STATED PROBLEM: Pull out from the material below all lines with "React".

** Start **

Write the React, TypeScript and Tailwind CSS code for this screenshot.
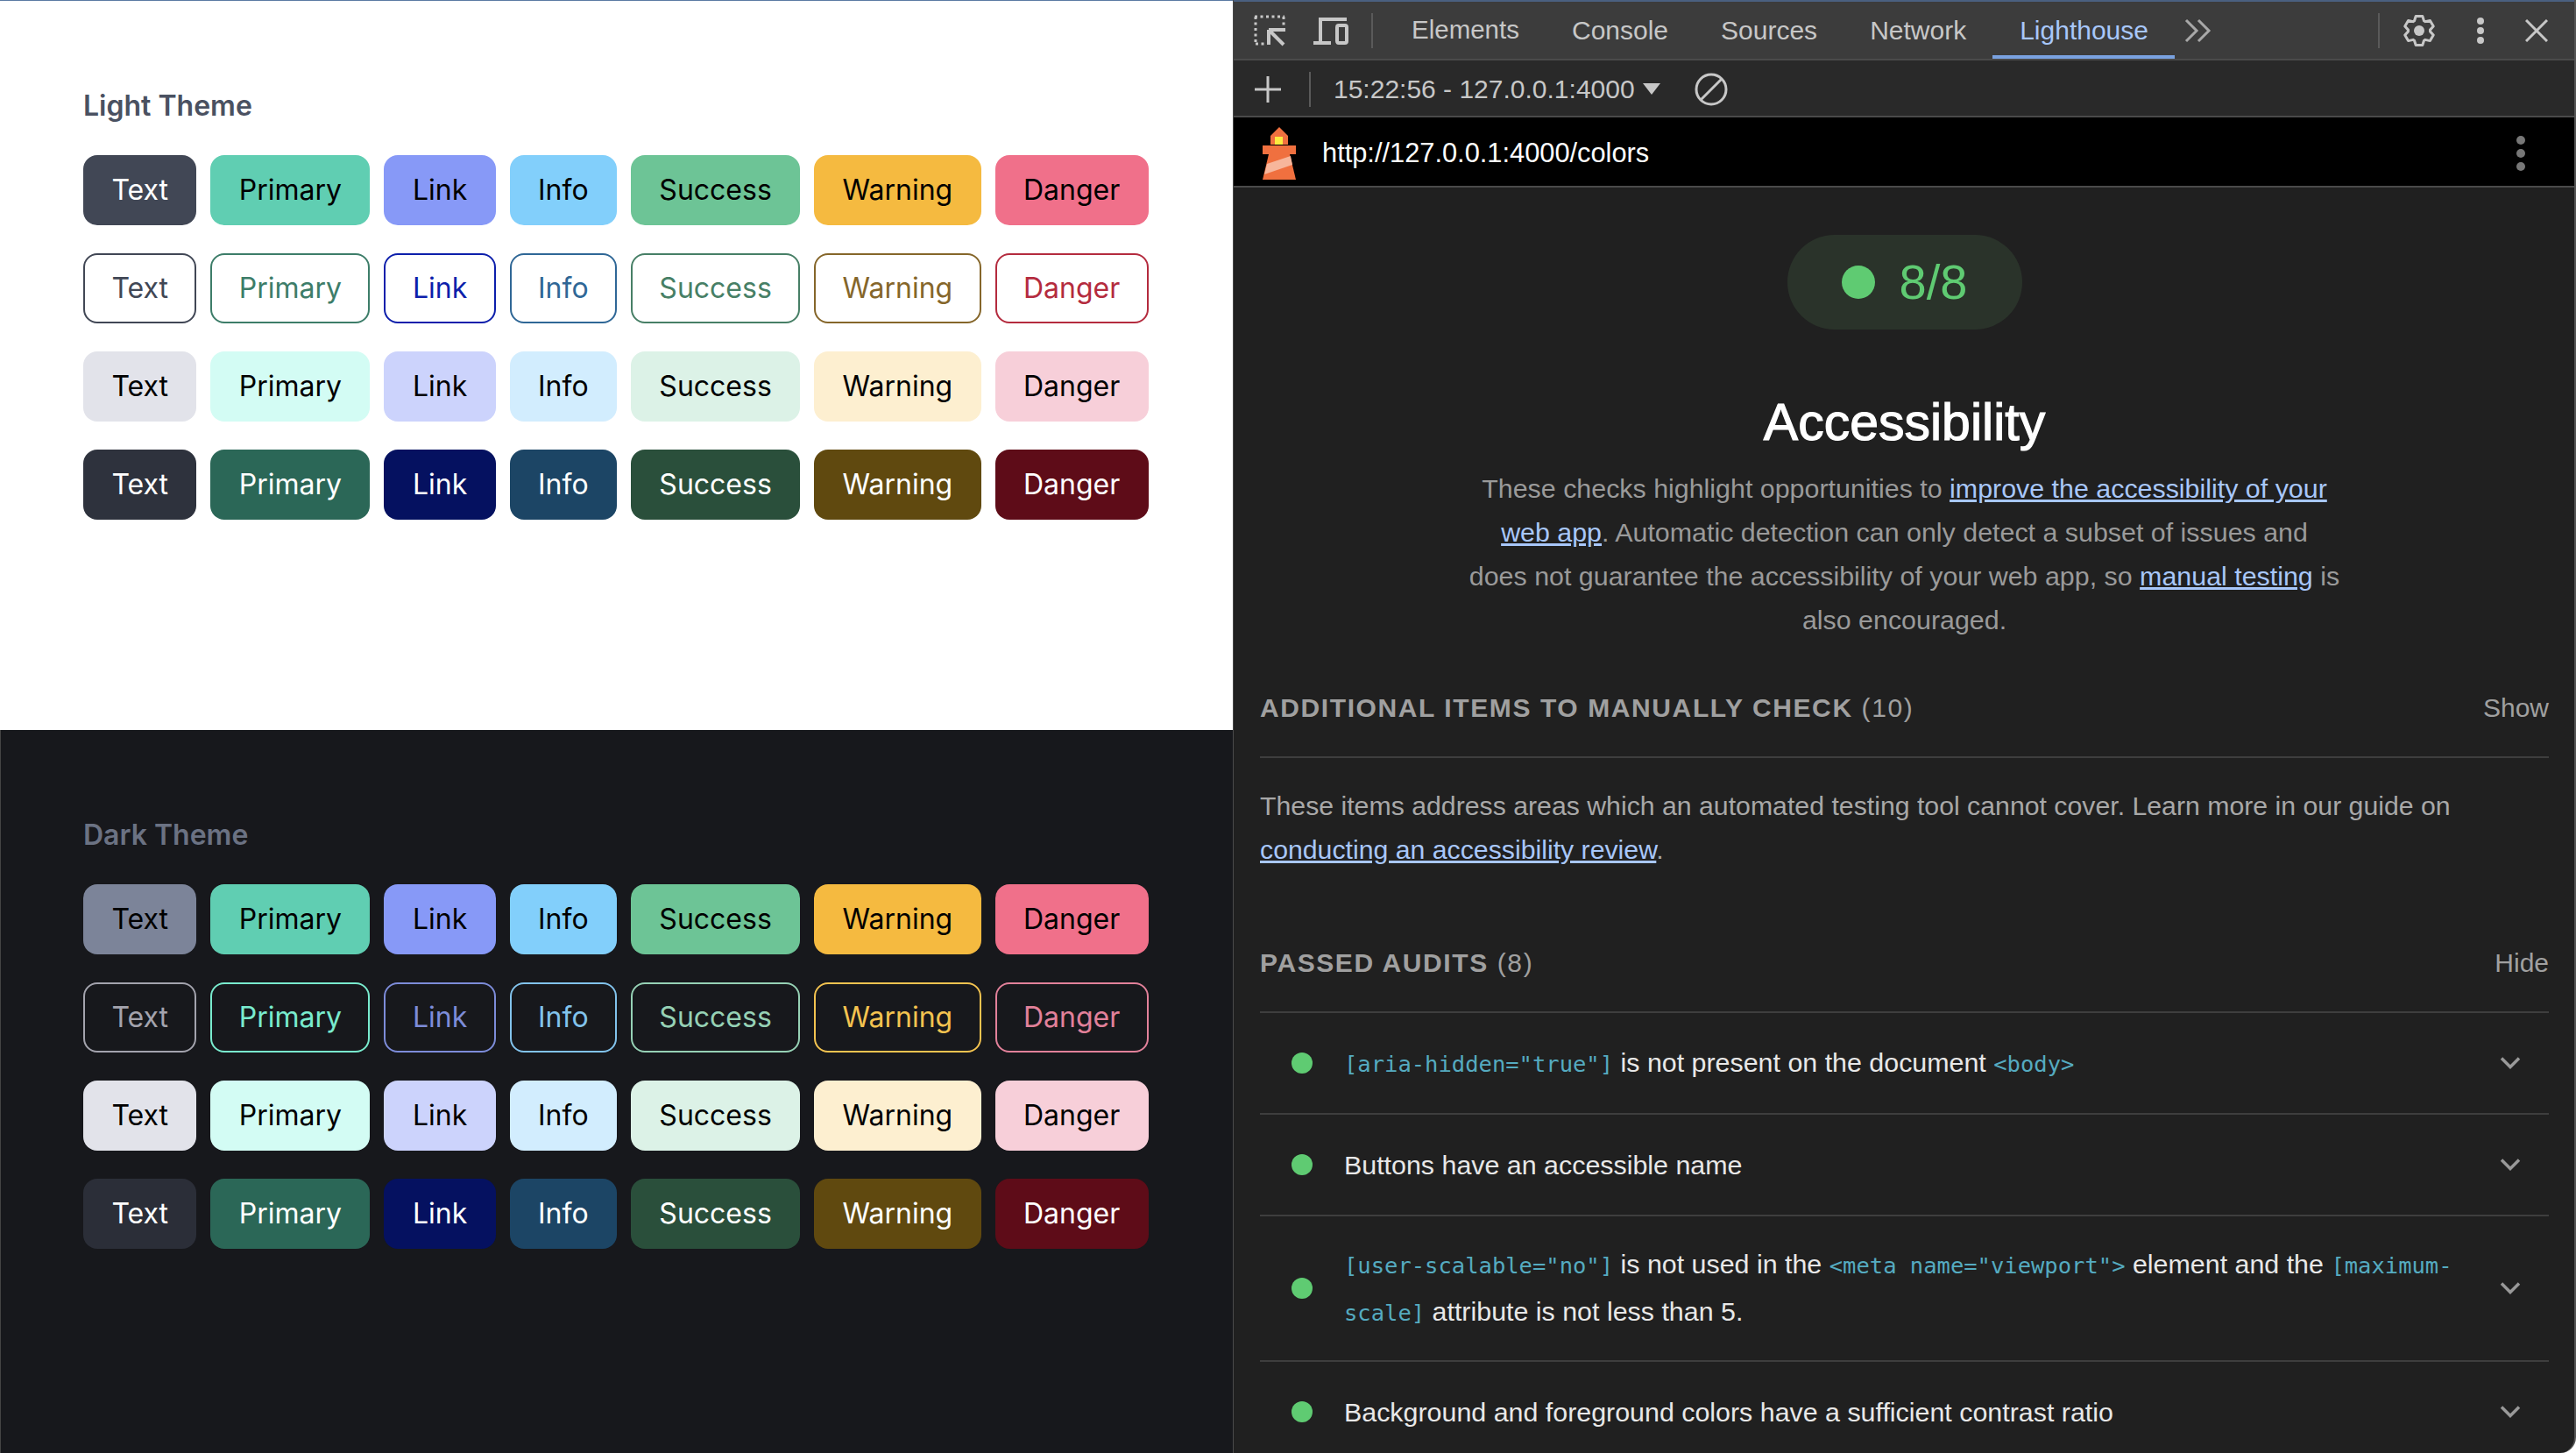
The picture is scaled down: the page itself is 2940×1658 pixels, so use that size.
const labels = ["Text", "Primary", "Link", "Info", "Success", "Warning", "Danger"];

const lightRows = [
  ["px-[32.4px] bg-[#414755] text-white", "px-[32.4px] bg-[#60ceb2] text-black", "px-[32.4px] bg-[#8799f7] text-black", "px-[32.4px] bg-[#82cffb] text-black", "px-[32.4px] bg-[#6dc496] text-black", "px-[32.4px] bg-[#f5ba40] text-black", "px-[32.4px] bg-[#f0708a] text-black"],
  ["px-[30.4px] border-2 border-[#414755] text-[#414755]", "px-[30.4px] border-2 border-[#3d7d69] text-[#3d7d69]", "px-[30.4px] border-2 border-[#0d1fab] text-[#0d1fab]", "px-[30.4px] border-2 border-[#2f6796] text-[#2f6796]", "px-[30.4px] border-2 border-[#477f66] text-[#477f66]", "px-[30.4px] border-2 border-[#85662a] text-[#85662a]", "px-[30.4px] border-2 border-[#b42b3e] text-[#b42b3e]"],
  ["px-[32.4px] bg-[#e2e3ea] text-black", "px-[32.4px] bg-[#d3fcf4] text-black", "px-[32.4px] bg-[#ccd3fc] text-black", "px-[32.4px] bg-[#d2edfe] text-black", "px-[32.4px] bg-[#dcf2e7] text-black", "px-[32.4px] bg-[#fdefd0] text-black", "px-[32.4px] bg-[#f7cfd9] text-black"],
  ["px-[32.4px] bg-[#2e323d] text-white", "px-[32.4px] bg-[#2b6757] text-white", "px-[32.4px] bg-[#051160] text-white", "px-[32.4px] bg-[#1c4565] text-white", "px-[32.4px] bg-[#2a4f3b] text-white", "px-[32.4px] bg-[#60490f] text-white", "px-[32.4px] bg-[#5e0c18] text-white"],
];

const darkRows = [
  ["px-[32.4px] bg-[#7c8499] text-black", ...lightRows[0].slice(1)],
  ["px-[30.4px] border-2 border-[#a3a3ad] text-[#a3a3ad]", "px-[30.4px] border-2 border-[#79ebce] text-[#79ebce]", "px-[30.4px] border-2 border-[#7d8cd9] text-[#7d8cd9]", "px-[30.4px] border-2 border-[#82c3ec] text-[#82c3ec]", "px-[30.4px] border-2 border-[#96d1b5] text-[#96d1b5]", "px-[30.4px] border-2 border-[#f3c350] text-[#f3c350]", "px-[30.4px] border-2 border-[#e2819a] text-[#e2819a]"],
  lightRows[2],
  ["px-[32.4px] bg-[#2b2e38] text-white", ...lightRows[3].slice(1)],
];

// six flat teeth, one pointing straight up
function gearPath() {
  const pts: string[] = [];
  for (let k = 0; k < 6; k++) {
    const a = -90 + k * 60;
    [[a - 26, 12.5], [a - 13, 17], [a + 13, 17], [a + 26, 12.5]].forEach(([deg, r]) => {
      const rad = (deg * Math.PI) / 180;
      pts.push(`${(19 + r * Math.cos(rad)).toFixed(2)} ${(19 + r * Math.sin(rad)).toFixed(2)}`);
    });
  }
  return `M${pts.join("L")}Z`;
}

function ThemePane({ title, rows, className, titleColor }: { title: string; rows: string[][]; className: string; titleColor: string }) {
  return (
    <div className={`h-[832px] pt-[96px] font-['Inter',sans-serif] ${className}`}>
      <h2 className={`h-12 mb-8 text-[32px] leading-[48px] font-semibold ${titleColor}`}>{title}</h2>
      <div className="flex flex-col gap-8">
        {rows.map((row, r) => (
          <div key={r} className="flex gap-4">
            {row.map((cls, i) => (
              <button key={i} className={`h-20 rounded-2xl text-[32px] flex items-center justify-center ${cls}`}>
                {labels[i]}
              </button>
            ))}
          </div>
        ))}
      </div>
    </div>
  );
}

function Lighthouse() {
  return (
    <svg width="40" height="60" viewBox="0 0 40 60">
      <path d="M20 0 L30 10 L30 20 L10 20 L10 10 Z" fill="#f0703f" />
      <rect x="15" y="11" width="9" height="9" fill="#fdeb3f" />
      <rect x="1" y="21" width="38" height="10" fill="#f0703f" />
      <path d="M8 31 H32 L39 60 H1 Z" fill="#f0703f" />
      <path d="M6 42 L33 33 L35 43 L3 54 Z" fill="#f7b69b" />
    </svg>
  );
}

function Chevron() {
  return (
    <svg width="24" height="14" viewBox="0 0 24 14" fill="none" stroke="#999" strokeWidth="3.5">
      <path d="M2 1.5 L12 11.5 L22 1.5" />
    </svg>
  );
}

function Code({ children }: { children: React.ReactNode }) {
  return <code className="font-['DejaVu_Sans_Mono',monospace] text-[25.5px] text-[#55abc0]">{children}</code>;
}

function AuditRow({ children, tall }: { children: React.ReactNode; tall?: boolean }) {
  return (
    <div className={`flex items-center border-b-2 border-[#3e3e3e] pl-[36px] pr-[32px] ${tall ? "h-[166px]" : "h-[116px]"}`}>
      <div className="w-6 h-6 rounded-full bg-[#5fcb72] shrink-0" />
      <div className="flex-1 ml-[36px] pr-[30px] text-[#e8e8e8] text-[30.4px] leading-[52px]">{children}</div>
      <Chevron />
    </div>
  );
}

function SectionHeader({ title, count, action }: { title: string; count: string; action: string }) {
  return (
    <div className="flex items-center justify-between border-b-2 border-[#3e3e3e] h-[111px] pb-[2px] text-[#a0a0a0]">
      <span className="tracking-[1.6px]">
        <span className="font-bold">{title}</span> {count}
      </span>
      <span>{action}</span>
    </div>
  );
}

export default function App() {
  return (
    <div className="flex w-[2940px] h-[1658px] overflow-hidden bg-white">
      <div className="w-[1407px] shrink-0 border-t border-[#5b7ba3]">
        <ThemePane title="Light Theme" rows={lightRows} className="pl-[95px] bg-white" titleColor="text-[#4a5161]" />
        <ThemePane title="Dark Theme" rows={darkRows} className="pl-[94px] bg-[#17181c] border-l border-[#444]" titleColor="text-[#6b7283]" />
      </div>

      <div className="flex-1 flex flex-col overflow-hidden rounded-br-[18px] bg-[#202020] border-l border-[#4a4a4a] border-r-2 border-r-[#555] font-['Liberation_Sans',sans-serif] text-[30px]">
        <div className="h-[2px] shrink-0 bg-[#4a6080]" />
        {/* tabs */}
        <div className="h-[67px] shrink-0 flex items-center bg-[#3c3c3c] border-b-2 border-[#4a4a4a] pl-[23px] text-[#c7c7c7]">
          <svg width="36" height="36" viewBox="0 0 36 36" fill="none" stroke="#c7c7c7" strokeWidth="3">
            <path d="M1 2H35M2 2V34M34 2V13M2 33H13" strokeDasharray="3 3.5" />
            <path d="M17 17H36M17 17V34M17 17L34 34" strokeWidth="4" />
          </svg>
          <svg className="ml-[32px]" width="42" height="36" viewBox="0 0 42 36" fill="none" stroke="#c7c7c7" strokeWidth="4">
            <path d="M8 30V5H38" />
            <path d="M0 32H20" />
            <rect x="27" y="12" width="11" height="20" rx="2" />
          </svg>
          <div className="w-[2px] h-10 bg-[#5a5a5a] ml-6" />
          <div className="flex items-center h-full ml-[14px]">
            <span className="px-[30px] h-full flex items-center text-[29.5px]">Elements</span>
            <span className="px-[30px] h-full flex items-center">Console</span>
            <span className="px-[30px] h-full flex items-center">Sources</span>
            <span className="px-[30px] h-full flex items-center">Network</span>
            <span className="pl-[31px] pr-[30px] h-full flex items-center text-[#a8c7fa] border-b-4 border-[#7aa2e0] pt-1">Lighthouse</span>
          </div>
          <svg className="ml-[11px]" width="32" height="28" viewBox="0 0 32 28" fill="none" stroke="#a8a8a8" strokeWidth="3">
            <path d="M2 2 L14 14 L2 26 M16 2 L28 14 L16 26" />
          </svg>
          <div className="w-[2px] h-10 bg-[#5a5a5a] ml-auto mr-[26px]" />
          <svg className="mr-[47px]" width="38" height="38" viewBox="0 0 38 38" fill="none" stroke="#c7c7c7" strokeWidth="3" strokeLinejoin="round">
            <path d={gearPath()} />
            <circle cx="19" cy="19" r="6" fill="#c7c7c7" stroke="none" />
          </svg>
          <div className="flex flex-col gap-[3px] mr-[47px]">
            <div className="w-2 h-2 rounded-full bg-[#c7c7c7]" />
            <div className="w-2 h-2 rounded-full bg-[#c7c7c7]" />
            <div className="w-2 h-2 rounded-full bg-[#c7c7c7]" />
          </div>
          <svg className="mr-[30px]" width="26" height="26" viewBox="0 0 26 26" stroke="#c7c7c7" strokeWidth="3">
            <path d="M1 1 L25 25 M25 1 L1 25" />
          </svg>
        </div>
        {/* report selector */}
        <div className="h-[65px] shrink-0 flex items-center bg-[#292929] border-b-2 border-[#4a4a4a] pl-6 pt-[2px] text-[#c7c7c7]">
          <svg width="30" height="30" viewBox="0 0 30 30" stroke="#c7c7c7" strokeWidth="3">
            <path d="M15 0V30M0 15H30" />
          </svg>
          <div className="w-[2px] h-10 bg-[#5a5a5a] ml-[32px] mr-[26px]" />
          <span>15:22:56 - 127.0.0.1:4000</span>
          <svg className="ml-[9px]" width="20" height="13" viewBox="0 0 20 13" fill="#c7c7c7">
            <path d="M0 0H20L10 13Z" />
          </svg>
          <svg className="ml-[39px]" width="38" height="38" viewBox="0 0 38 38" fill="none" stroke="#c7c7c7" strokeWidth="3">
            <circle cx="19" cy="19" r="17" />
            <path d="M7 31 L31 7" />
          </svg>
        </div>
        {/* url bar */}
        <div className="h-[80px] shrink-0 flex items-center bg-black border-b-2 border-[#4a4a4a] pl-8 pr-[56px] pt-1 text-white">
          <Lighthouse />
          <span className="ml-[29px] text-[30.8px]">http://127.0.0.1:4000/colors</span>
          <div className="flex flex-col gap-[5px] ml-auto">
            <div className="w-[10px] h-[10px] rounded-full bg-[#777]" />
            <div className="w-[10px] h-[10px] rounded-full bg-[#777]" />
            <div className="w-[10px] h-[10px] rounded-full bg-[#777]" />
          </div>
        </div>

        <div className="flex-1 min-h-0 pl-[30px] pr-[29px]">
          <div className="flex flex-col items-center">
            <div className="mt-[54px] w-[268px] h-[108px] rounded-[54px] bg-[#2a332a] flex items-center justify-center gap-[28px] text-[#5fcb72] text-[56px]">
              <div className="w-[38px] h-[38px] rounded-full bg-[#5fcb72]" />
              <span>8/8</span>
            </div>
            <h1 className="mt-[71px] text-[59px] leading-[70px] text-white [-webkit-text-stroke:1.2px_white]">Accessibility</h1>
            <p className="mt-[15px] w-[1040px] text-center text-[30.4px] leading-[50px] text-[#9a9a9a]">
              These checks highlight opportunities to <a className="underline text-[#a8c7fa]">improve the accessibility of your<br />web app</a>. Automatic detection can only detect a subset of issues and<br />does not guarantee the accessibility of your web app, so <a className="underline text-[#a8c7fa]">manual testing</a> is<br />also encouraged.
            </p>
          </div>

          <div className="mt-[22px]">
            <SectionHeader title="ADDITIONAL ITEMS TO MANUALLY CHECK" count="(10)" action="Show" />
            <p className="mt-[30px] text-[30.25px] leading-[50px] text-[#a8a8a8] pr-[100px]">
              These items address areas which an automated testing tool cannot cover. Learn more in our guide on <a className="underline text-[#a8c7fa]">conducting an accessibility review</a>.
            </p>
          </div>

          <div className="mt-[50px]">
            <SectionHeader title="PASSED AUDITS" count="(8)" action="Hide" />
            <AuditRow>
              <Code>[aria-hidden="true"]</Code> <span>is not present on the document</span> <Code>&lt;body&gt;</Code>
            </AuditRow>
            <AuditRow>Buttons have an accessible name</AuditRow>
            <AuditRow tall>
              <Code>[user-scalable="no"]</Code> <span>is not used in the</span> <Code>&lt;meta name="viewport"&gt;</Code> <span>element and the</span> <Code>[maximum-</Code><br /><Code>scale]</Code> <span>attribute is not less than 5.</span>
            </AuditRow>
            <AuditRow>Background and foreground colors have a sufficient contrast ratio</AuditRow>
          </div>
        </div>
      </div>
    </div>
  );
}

** End **

SOLUTION FOR THIS EXERCISE:
Write the React, TypeScript and Tailwind CSS code for this screenshot.
function Code({ children }: { children: React.ReactNode }) {
function AuditRow({ children, tall }: { children: React.ReactNode; tall?: boolean }) {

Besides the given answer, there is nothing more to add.